O FETICHE DA INOVAÇÃO
Há alguns anos, em uma conversa com Fábio Gandour, ex-cientista-chefe da IBM Brasil, ouvi uma frase que nunca esqueci: "Os evangelistas da inovação acham que inovação resolve tudo, de dívida externa a unha encravada. E não é bem assim." Desde então, essa observação me acompanha toda vez que vejo o mercado de tecnologia lançar, com pompa, mais um produto "revolucionário" que, na prática, não resolve nada.
Vivemos uma era em que a inovação, antes motor legítimo de progresso, foi transformada em fetiche. A cada ano, empresas despejam no mercado produtos que mais parecem respostas a problemas inexistentes. O exemplo recente dos óculos inteligentes Ray-Ban Stories, lançados pela Meta em parceria com a grife, é emblemático. Prometidos como uma revolução para capturar momentos espontâneos, os óculos equipados com câmeras e microfones acabaram relegados ao esquecimento: dados internos revelados pelo Ars Technica mostraram que menos de 10% dos compradores continuaram a usá-los regularmente. A promessa de integração perfeita entre tecnologia e cotidiano esbarrou não só na falta de necessidade real, mas também em preocupações éticas sérias, como mostrou o New York Post, ao denunciar aplicativos que, usando os óculos, conseguiam identificar estranhos na rua e acessar informações pessoais sem consentimento.
Esse culto à inovação pela inovação não é exclusividade da Meta.

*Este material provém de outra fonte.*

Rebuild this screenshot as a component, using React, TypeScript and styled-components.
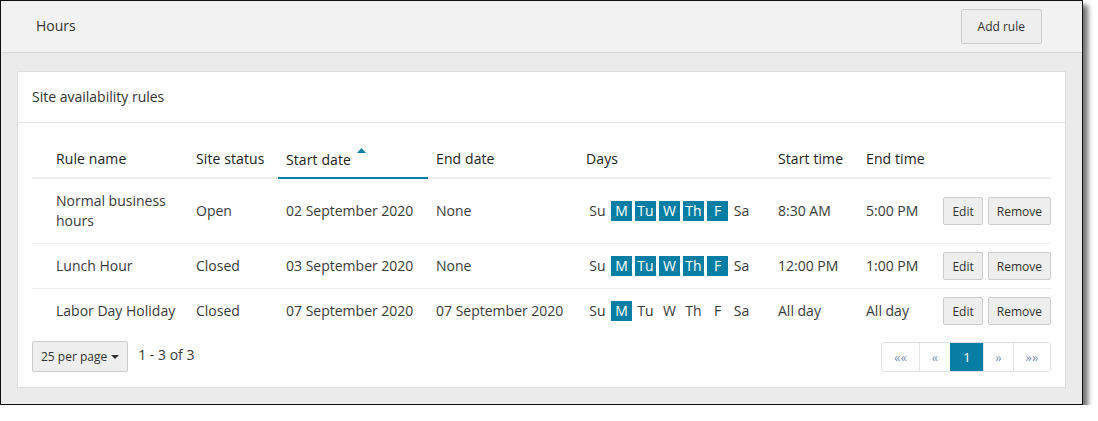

O Amazon Astro, robô doméstico anunciado como um assistente para segurança e tarefas cotidianas, é outro exemplo. Alto custo, funções limitadas e dificuldades básicas de navegação fizeram do robô mais uma peça de marketing do que um produto que realmente agregasse valor à vida das pessoas. Mais recentemente, o Apple Vision Pro, apresentado como o futuro da realidade aumentada, foi recebido com desconfiança mesmo pelos entusiastas da marca. Com preço elevado e aplicações ainda nebulosas para o dia a dia, o produto reforçou a impressão de que muito da chamada "inovação" atual serve mais para inflar balanços e agendas de lançamento do que para atender demandas concretas.
O problema central é que boa parte da indústria de tecnologia parece ter perdido o contato com o que de fato importa. A inovação genuína nasce da identificação de necessidades reais e da busca por soluções que simplifiquem, democratizem ou melhorem experiências humanas. Quando o processo se inverte — e se cria primeiro o produto, para depois inventar a necessidade — o resultado é um mercado saturado de dispositivos esquecidos em gavetas, de aplicativos que prometem produtividade mas geram ansiedade, e de tecnologias que mais complicam do que facilitam a vida.
Não é à toa que Gandour diz que inovação não resolve tudo. E hoje, diante de tantas tentativas frustradas de vender "o futuro" antes que o presente peça por ele, suas palavras fazem ainda mais sentido. Inovar, sim — mas com propósito, com responsabilidade e, principalmente, com a humildade de entender que nem todo problema exige uma solução tecnológica.